Discount supermarket Aldi plans to expand a rollout of new-look stores in a bid to capture middle-income earners who shop at the big chains.
A handful of stores across the nation have already been transformed into posh-looking shopping spaces, giving customers better access to fresh fruit and vegetables, meat and dairy, and offering better product display, lighting, large silver freezers and check-outs.
It was the first makeover to the retailer since it set up in Australia 14 years ago.
The New Daily reported last week that Aldi was able to keep its overheads low by employing a handful of staff, operating easy-to-stock stores and using shelf-ready packaging which can be wheeled into place rather than being unpacked by hand.
But executives at the German chain assured the changes would not result in price increases.
Aldi trialled the renovations in four stores during the past six months, with four more set to have the changes installed.
According to News Corp, the new-look stores were aimed at breaking out of the budget market and capturing middle-income earners, who usually shopped at the major supermarkets.
Aldi executives have dubbed the next phase of the trial “project fresh”.
“The market is modernising and saying we need to be more contemporary,” an Aldi spokesperson told Fairfax Media.
“We have to do this the Aldi way. It’s a slow burn for us.”
Executives said it would be quite some time before the new format was rolled out through the entire network of 372 Aldi stores, which produced annual revenues of $6 billion-plus.
Could scrapping the cheap warehouse feel hurt Aldi?
Some industry experts are concerned that bargain shoppers could be scared off by Aldi’s shiny, fancy new stores.
Economist and blogger Jason Murphy told News Corp that Aldi must be careful when changing its decor and lay-out, because the way a store looked cosmetically could make a huge difference to how shoppers reacted to it.
“Cheap stores have to be very, very careful about their image too,” Mr Murphy said.
“You might have seen this trick in action at JB Hifi. They have loads of stores and it would be cost effective to print their signs. Instead they hand-write them – to make the whole place seem cheap and cheerful.
“So if Aldi makes its stores too glitzy, shoppers could get the wrong impression.”
He quoted Costco CEO Craig Jelinek, who said: “We try to create an image of a warehouse type of an environment … I once joked it costs a lot of money to make these places look cheap. But we spend a lot of time and energy in trying to create that image.”
Meanwhile, Aldi will be kept on its toes as another German discount chain, Lidl, is set to open its doors in Australia later this year, bringing more choice for consumers.

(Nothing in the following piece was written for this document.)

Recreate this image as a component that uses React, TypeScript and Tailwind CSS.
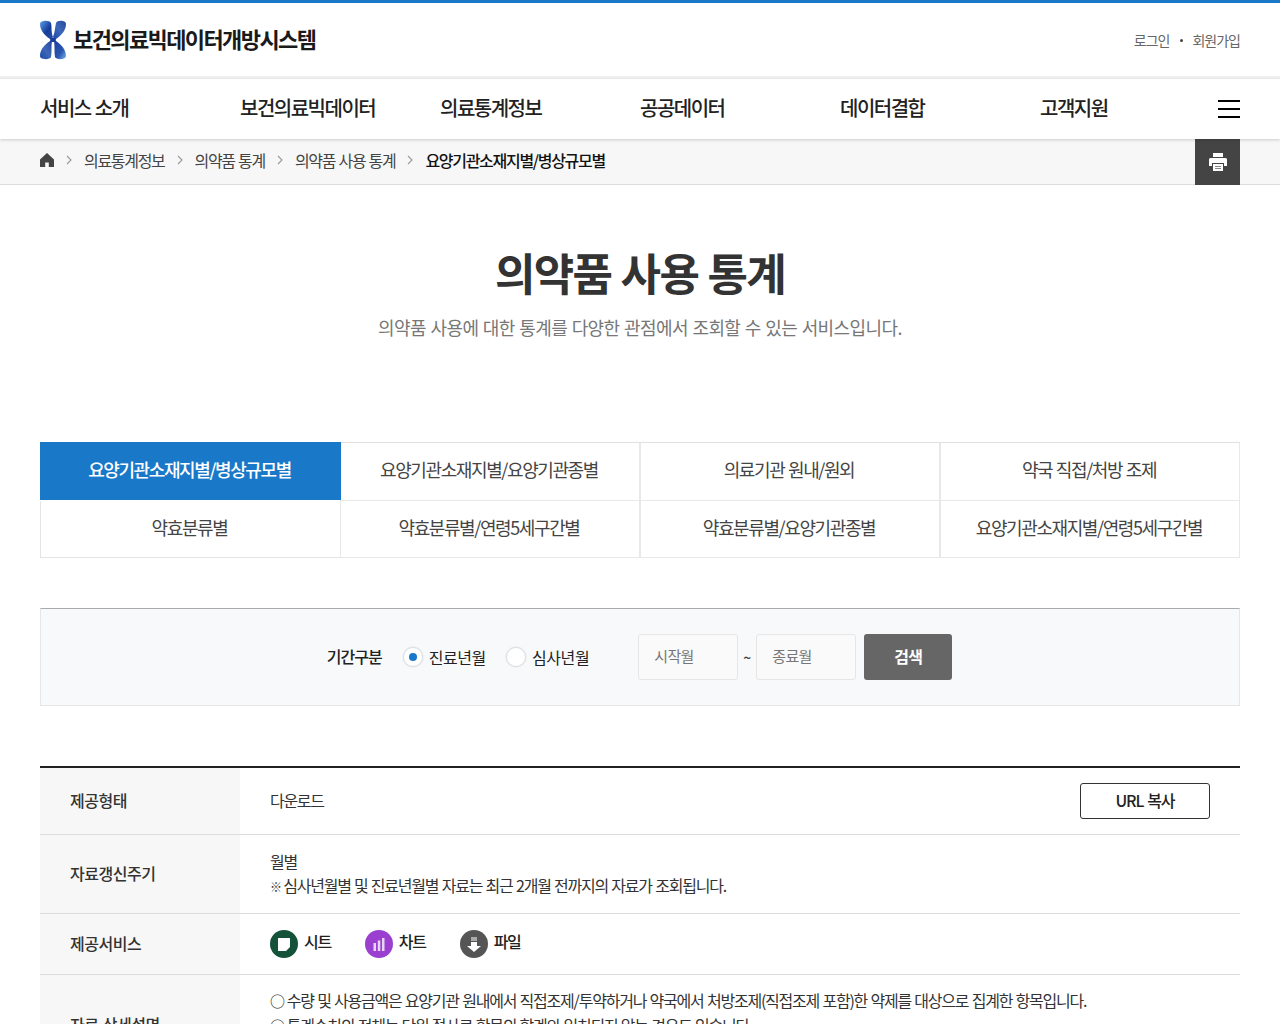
import type { ReactNode } from "react";

const font = "font-['Noto_Sans_CJK_KR','Noto_Sans',sans-serif]";

const nav = ["서비스 소개", "보건의료빅데이터", "의료통계정보", "공공데이터", "데이터결합", "고객지원"];

const tabs = [
  "요양기관소재지별/병상규모별",
  "요양기관소재지별/요양기관종별",
  "의료기관 원내/원외",
  "약국 직접/처방 조제",
  "약효분류별",
  "약효분류별/연령5세구간별",
  "약효분류별/요양기관종별",
  "요양기관소재지별/연령5세구간별",
];

function tabClass(i: number) {
  if (i === 0) {
    return "relative -mt-px -mr-px flex h-[58px] items-center justify-center bg-[#1a78c8] pr-[2px] pb-[4px] text-[18px] font-medium tracking-[-1.4px] text-white";
  }
  if (i === 4) {
    return "flex h-[57px] items-center justify-center border-b border-l border-[#e4e4e4] pr-[2px] pb-[4px] text-[18px] tracking-[-1.4px] text-[#444]";
  }
  return i < 4
    ? "flex h-[58px] items-center justify-center border-r border-b border-l border-[#e8e8e8] pr-[2px] pb-[4px] text-[18px] tracking-[-1.4px] text-[#444]"
    : "flex h-[57px] items-center justify-center border-r border-b border-l border-[#e8e8e8] pr-[2px] pb-[4px] text-[18px] tracking-[-1.4px] text-[#444]";
}

function Logo() {
  return (
    <svg width="28" height="40" viewBox="0 0 28 40" className="-ml-px shrink-0">
      <defs>
        <linearGradient id="lg1" x1="0" y1="0" x2="1" y2="1">
          <stop offset="0" stopColor="#5d9fe6" />
          <stop offset="0.55" stopColor="#153c9a" />
          <stop offset="1" stopColor="#2a4fa8" />
        </linearGradient>
        <linearGradient id="lg2" x1="1" y1="0" x2="0" y2="1">
          <stop offset="0" stopColor="#28469f" />
          <stop offset="0.5" stopColor="#3d67b8" />
          <stop offset="1" stopColor="#1a4aa8" />
        </linearGradient>
        <linearGradient id="lg3" x1="0" y1="0" x2="1" y2="1">
          <stop offset="0" stopColor="#1c409e" />
          <stop offset="0.6" stopColor="#2a55b0" />
          <stop offset="1" stopColor="#7db8ee" />
        </linearGradient>
      </defs>
      <path d="M1 4c0-4 10-4 11-1 1 4 0 9 2 14l-1 2-2 0C5 15 1 10 1 4z" fill="url(#lg1)" />
      <path d="M27 4c0-4-9-4-10-1-1 4-1 9-3 14l1 2 2 0c6-4 10-9 10-15z" fill="url(#lg2)" />
      <path d="M13 21h-2C5 25 1 30 1 36c0 4 10 4 11 1 1-5 0-10 1-16z" fill="url(#lg2)" />
      <path d="M15 21h2c6 4 10 9 10 15 0 4-10 4-11 1-1-5 0-10-1-16z" fill="url(#lg3)" />
      <rect x="11" y="18" width="6" height="4" rx="2" fill="#1c3d96" />
    </svg>
  );
}

function Crumb() {
  return (
    <svg width="6" height="10" viewBox="0 0 6 10" className="mx-[12px] shrink-0" fill="none" stroke="#999" strokeWidth="1.1">
      <path d="M1 1l4 4-4 4" />
    </svg>
  );
}

function Radio({ label, checked }: { label: string; checked?: boolean }) {
  return (
    <label className="flex items-center gap-[6px]">
      <span className="flex h-5 w-5 items-center justify-center rounded-full border border-[#dcdfe3] bg-white shadow-[0_0_2px_rgba(0,0,0,0.12)]">
        {checked && <span className="h-2 w-2 rounded-full bg-[#1a78c8]" />}
      </span>
      <span className="-mt-px text-[16px] tracking-[-0.4px] text-[#222]">{label}</span>
    </label>
  );
}

function Service({ color, label, children }: { color: string; label: string; children: ReactNode }) {
  return (
    <div className="flex items-center gap-[6px]">
      <span className={`flex h-7 w-7 items-center justify-center rounded-full ${color}`}>{children}</span>
      <span className="-mt-[7px] text-[16px] font-medium tracking-[-1.3px] text-[#222]">{label}</span>
    </div>
  );
}

const thClass = "flex w-[200px] items-center bg-[#f7f7f7] pb-[2px] pl-[30px] text-[16px] font-medium tracking-[-0.45px] text-[#333]";

export default function App() {
  return (
    <div className={`${font} h-screen overflow-hidden bg-white text-[#333] [word-spacing:1px]`}>
      <header className="h-[79px] border-t-[3px] border-b-[3px] border-t-[#1a78c8] border-b-[#f0f0f0]">
        <div className="flex h-[73px] items-center justify-between px-10">
          <div className="flex items-center gap-[6px]">
            <Logo />
            <span className="-mt-[2px] text-[22px] font-bold tracking-[-1.6px] text-[#1a1a1a]">보건의료빅데이터개방시스템</span>
          </div>
          <div className="mt-[2px] flex items-center gap-2 text-[14px] tracking-[-1px] text-[#666]">
            <span>로그인</span>
            <span className="mr-px ml-[3px] h-[3px] w-[3px] rounded-full bg-[#444]" />
            <span>회원가입</span>
          </div>
        </div>
      </header>

      <nav className="relative z-10 flex h-[60px] items-center pr-10 pl-10 shadow-[0_1px_3px_rgba(0,0,0,0.18)]">
        <div className="flex flex-1 items-center pb-[2px]">
          {nav.map((item) => (
            <span key={item} className="w-[200px] shrink-0 text-[20px] font-medium tracking-[-1.5px] text-[#222] last:w-auto">
              {item}
            </span>
          ))}
        </div>
        <div className="flex w-[22px] flex-col gap-[6px]">
          <span className="h-[2px] bg-black" />
          <span className="h-[2px] bg-black" />
          <span className="h-[2px] bg-black" />
        </div>
      </nav>

      <div className="flex h-[46px] items-center justify-between border-b border-[#ddd] bg-[#f7f7f7] pr-10 pl-10">
        <div className="flex items-center pb-[3px] text-[16px] tracking-[-1.3px] text-[#444]">
          <svg width="14" height="14" viewBox="0 0 14 14" className="mr-[12px] shrink-0" fill="#444">
            <path d="M7 0l7 6.500V14H8.800V9.500H5.200V14H0V6.500z" />
          </svg>
          <svg width="6" height="10" viewBox="0 0 6 10" className="mr-[12px] shrink-0" fill="none" stroke="#999" strokeWidth="1.1">
            <path d="M1 1l4 4-4 4" />
          </svg>
          <span>의료통계정보</span>
          <Crumb />
          <span>의약품 통계</span>
          <Crumb />
          <span>의약품 사용 통계</span>
          <Crumb />
          <span className="font-medium text-[#111]">요양기관소재지별/병상규모별</span>
        </div>
        <div className="flex h-[46px] w-[45px] items-center justify-center self-start bg-[#444]">
          <svg width="18" height="18" viewBox="0 0 18 18" fill="#fff">
            <rect x="4" y="0" width="10" height="4" />
            <path d="M1.500 5h15A1.500 1.500 0 0 1 18 6.500V13h-3V10H3v3H0V6.500A1.500 1.500 0 0 1 1.500 5z" />
            <path d="M4 11h10v7H4z" />
            <path d="M6 13h6v1H6zM6 15h6v1H6z" fill="#888" />
          </svg>
        </div>
      </div>

      <main className="px-10">
        <h1 className="mt-[52px] text-center text-[44px] leading-[70px] font-bold tracking-[-1.7px] text-[#333]">
          의약품 사용 통계
        </h1>
        <p className="mt-[7px] text-center text-[18px] tracking-[-0.58px] text-[#777]">
          의약품 사용에 대한 통계를 다양한 관점에서 조회할 수 있는 서비스입니다.
        </p>

        <div className="mt-[101px] grid grid-cols-4 border-t border-[#e0e0e0]">
          {tabs.map((tab, i) => (
            <div key={tab} className={tabClass(i)}>
              {tab}
            </div>
          ))}
        </div>

        <div className="mt-[50px] flex h-[98px] items-center justify-center border border-t-[#aaa] border-r-[#e4e6e8] border-b-[#e4e6e8] border-l-[#e4e6e8] bg-[#f8f9fa] pr-px">
          <span className="mr-[21px] -mt-[2px] text-[16px] font-medium tracking-[-1px] text-[#222]">기간구분</span>
          <div className="flex items-center gap-[20px]">
            <Radio label="진료년월" checked />
            <Radio label="심사년월" />
          </div>
          <div className="ml-[49px] flex h-[46px] w-[100px] items-center rounded-[3px] border border-[#e6e6e6] bg-[#fafafa] pb-px pl-[15px] text-[15px] tracking-[-0.6px] text-[#777]">
            시작월
          </div>
          <span className="mx-[5px] w-2 text-center text-[14px] font-medium text-[#444]">~</span>
          <div className="flex h-[46px] w-[100px] items-center rounded-[3px] border border-[#e6e6e6] bg-[#fafafa] pb-px pl-[15px] text-[15px] tracking-[-0.6px] text-[#777]">
            종료월
          </div>
          <div className="ml-[8px] flex h-[46px] w-[88px] items-center justify-center rounded-[3px] bg-[#666] pb-[2px] text-[16px] font-bold tracking-[-0.8px] text-white">
            검색
          </div>
        </div>

        <div className="mt-[60px] border-t-2 border-[#222]">
          <div className="flex h-[67px] border-b border-[#ddd]">
            <div className={thClass}>제공형태</div>
            <div className="flex flex-1 items-center justify-between px-[30px] text-[16px] tracking-[-1.3px] text-[#333]">
              <span className="pb-[2px]">다운로드</span>
              <div className="flex h-9 w-[130px] items-center justify-center rounded-[3px] border border-[#333] pb-[2px] font-medium tracking-[-1px] text-[#222]">URL 복사</div>
            </div>
          </div>
          <div className="flex h-[79px] border-b border-[#ddd]">
            <div className={thClass}>자료갱신주기</div>
            <div className="flex flex-1 flex-col justify-center px-[30px] text-[16px] leading-6 tracking-[-1.22px] text-[#333]">
              <p>월별</p>
              <p>
                <span className="-mr-px text-[12px] font-bold">※</span> 심사년월별 및 진료년월별 자료는 최근 2개월 전까지의 자료가 조회됩니다.
              </p>
            </div>
          </div>
          <div className="flex h-[61px] border-b border-[#ddd]">
            <div className={thClass}>제공서비스</div>
            <div className="flex flex-1 items-center gap-[34px] px-[30px]">
              <Service color="bg-[#14533a]" label="시트">
                <svg width="12" height="13" viewBox="0 0 12 13">
                  <path d="M0 0h12v9l-4 4H0z" fill="#fff" />
                </svg>
              </Service>
              <Service color="bg-[#9a3fd0]" label="차트">
                <svg width="12" height="13" viewBox="0 0 12 13" fill="#e8d5f5">
                  <rect x="0.500" y="5" width="2.500" height="8" />
                  <rect x="4.800" y="2.500" width="2.500" height="10.500" />
                  <rect x="9" y="0" width="2.500" height="13" />
                </svg>
              </Service>
              <Service color="bg-[#555]" label="파일">
                <svg width="14" height="15" viewBox="0 0 14 15">
                  <rect x="4" y="0" width="6" height="4" fill="#aaa" />
                  <path d="M4 5h6v4h4l-7 6-7-6h4z" fill="#fff" />
                </svg>
              </Service>
            </div>
          </div>
          <div className="flex">
            <div className={thClass}>자료 상세설명</div>
            <div className="flex-1 px-[30px] py-[13px] text-[16px] leading-6 tracking-[-1.22px] text-[#333]">
              <p>
                <span className="mr-[3px] text-[15px] font-medium">○</span>수량 및 사용금액은 요양기관 원내에서 직접조제/투약하거나 약국에서 처방조제(직접조제 포함)한 약제를 대상으로 집계한 항목입니다.
              </p>
              <p>
                <span className="mr-[3px] text-[15px] font-medium">○</span>통계수치의 전체는 단위 절사로 항목의 합계와 일치되지 않는 경우도 있습니다.
              </p>
              <p className="h-6" />
            </div>
          </div>
        </div>
      </main>
    </div>
  );
}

Lidl is seen as the chief competitor to Aldi across Europe and the UK, and was ranked by Deloitte as the fourth-largest retailer in the world with $128 billion in annual sales.
Offering a no-frills approach, Lidl rivals Aldi with a similar product range, offering customers quality discounted groceries, homewares and electronics.
Confirming its arrival, The Australian reported that Lidl had recently contacted logistics providers to help create a network of distribution centres and transport links to shift food, groceries and merchandise around Australia.
Aldi: driving competitor prices down
Monash Business School professor Graeme Samuel told News Corp that one reason why shoppers preferred Aldi was because it offered lower-cost generic and homebrand products made from quality ingredients.
“Its products have forced Coles and Woolworths to focus on their own homebrand products, improving quality and driving down prices,” Professor Samuel said.
“An inquiry into the grocery sector in 2008 found that wherever there was an Aldi present, prices at Coles and Woolworths tended to be cheaper.”
Professor Samuel said Aldi competition was good for consumers, and governments should not inhibit it.
He said by removing restrictive covenants that the big supermarkets had imposed on leases, which limited other supermarket chains from opening in shopping centres, also contributed to competition.
“This is what competition is about, when they consider (restrictive) trading hours or laws, they need to remember the consumer suffers as a result,” he told News Corp.
The new-look Aldi store trials have already been rolled out in Kallangur, Queensland, Chisholm in Canberra, NSW’s McGraths Hill and Highton in Victoria.
This comes as the supermarket chain prepares to establish itself in South Australia and Western Australia, opening 70 new stores in 2016 with more than 400 job opportunities.